STREAMLINED PROGRAMMING
Developers program the Storm-1 lanes
using C. The original work was done using
C++, but it was discarded in lieu of C,
which provided a more elegant and efficient solution because it matched the way
many stream processing applications
were designed.
One set of C functions, called kernel
functions, runs on the lanes. These functions are used as necessary and process
data in parallel in each lane regardless of
how many lanes are involved. Limits are
based on the physical number of lanes
and the data loaded into the lanes.
If only one lane is needed, only one will
operate. The others can idle, conserving
power. The eight-lane version consumes
about half the power of the 16-lane version when all lanes are operational. Running fewer lanes at a higher speed is more
efficient than running more lanes at a
slower speed.
Kernel functions operate only on local
lane data. They're used after the stream
data has been moved into the lane's memory. One kernel function will be applied to
all lanes at a single time. Kernel function
execution can be conditional on a per lane
basis. Libraries of kernel functions are
available for common transformation and
processing requirements.
Kernel functions don't depend on the
number of lanes involved, so the architecture can be scaled up and down. This may
lead to additional chips in the family or
architectures that use multiple chips. In
this case, the code to handle the lanes
will be replicated but remain the same
from chip to chip. Communication
between lanes in different chips will be significantly more expensive, but this
won't affect many applications.
The RapiDev Development Environment supports Storm-1. It includes the
SPC compiler for Linux and Windows
hosts and the cycle-accurate Target Code
Simulator (TCS), which includes MIPSsim
for the control processors. The Eclipse IDE
ties everything together, including the simulator and VLIW profiler support.

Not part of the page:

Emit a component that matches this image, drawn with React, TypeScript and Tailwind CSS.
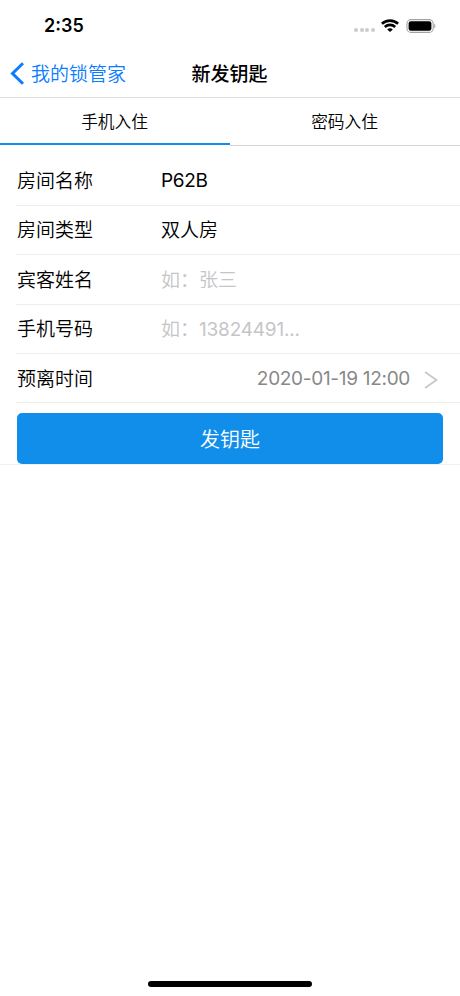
import { FC, ReactNode } from 'react';

const StatusIcons: FC = () => (
	<div className="flex items-center">
		<div className="mt-[9px] mr-[6px] flex gap-[1.7px]">
			<span className="size-1 rounded-full bg-[#cbcbcb]" />
			<span className="size-1 rounded-full bg-[#cbcbcb]" />
			<span className="size-1 rounded-full bg-[#cbcbcb]" />
			<span className="size-1 rounded-full bg-[#cbcbcb]" />
		</div>
		<svg className="mr-[7px] h-[13px] w-[18px]" viewBox="0 0 18 13" fill="none" stroke="black" strokeWidth="2.6">
			<path d="M0.9 4.8C5.4 0.5 12.6 0.5 17.1 4.8" />
			<path d="M3.8 8C6.8 5.2 11.2 5.2 14.2 8" />
			<path d="M6.2 10.4C7.8 8.9 10.2 8.9 11.8 10.4L9 13Z" fill="black" stroke="none" />
		</svg>
		<svg className="h-[14px] w-[30px]" viewBox="0 0 30 14" fill="none">
			<rect x="1" y="0.6" width="26.2" height="12.8" rx="4" stroke="#a3a3a3" strokeWidth="1.1" />
			<rect x="2.6" y="2.2" width="22.8" height="9.6" rx="2.3" fill="black" />
			<path d="M28.2 4.8C29.9 5.6 29.9 8.4 28.2 9.2Z" fill="#a3a3a3" />
		</svg>
	</div>
);

interface RowProps {
	label: string;
	children: ReactNode;
}

const Row: FC<RowProps> = ({ label, children }) => (
	<div className="ml-4 flex h-[49.4px] items-center border-b border-[#eeeeee] pt-[3px] pl-px">
		<span className="w-36 shrink-0">{label}</span>
		{children}
	</div>
);

const App: FC = () => {
	return (
		<div className="flex h-[996px] w-[460px] flex-col bg-white font-['Inter','Noto_Sans_CJK_SC',sans-serif] text-[19px] leading-6 font-[350] text-black">
			<header className="border-b border-[#dcdcde]">
				<div className="flex h-[49px] items-center justify-between pt-[2px] pr-[24px] pl-[44px]">
					<span className="text-[18px] font-semibold">2:35</span>
					<StatusIcons />
				</div>
				<nav className="grid h-12 grid-cols-[1fr_auto_1fr] items-center pl-[10px]">
					<button className="flex items-center gap-[7px] text-[#0a7cff]">
						<svg className="h-[23px] w-[14px]" viewBox="0 0 14 23" fill="none" stroke="currentColor" strokeWidth="3">
							<path d="M13 1.2L2.5 11.5L13 21.8" />
						</svg>
						<span className="pt-[3px]">我的锁管家</span>
					</button>
					<h1 className="-translate-x-[5.5px] pt-[3px] font-medium">新发钥匙</h1>
				</nav>
			</header>

			<div className="flex h-12 text-[16.7px]">
				<button className="h-[47px] w-1/2 border-b-2 border-[#198be5] pt-[2px] pr-px">手机入住</button>
				<button className="w-1/2 border-b border-[#d2d4d7] pr-px">密码入住</button>
			</div>

			<main className="border-b border-[#f1f1f1] pt-[10.4px]">
				<Row label="房间名称">
					<span className="pb-[2px] font-normal tracking-[-0.3px]">P62B</span>
				</Row>
				<Row label="房间类型">双人房</Row>
				<Row label="宾客姓名">
					<span className="text-[#c5c5c8]">如：张三</span>
				</Row>
				<Row label="手机号码">
					<span className="text-[#c5c5c8]">
						如：<span className="font-normal tracking-[-0.2px]">13824491...</span>
					</span>
				</Row>
				<Row label="预离时间">
					<span className="ml-auto pb-px font-normal tracking-[-0.3px] text-[#888888]">2020-01-19 12:00</span>
					<svg className="mr-[22px] ml-[14px] h-[18px] w-[14px]" viewBox="0 0 14 18" fill="none" stroke="#c7c7c9" strokeWidth="1.8">
						<path d="M1 1L12.5 9L1 17" />
					</svg>
				</Row>
				<div className="px-[17px] pt-[9.6px]">
					<button className="h-[51px] w-full rounded-[5px] bg-[#108ee9] pt-[3px] text-[20px] text-white">发钥匙</button>
				</div>
			</main>

			<div className="mx-auto mt-auto mb-[9px] h-[6px] w-[164px] rounded-full bg-black" />
		</div>
	);
};

export default App;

Image processing, DSP, and general
math libraries are included. The MIPS
processors run Linux and can be programmed using any conventional set of
programming tools. Libraries are provided
for managing and load-balancing the
memory, streams, and lanes.
Available individually, the SP16-G160
costs $99, and the SP8-G80 costs $59. A
PCI board is available with a 16-lane version. The board has a Gigabit Ethernet
interface, analog audio in/out, 512
Mbytes of SDRAM, and 32 Mbytes of
flash. It can operate in standalone mode
or be controlled by a host processor.
The Storm-1 architecture is just one of
many. Architectures such as IBM's Cell
processor or even symmetrical multiprocessing (SMP) systems will remain important in their niches using different parallel
programming tools and techniques.
Stream Processors
www.streamprocessors.com
Storm-1
Versions: eight-lane SP8-G80 and
16-lane SP16-G160
Speed: 500 MHz
Memory: 128-bit DDR2
Stream I/O pins: 72 or 108
programmable pins, 165 MHz
Peripherals: 1-Gbit Ethernet,
serial, 32-bit, 66-MHz PCI
Package: 31- by 31-mm 896-pin
plastic ball-grid array (PBGA)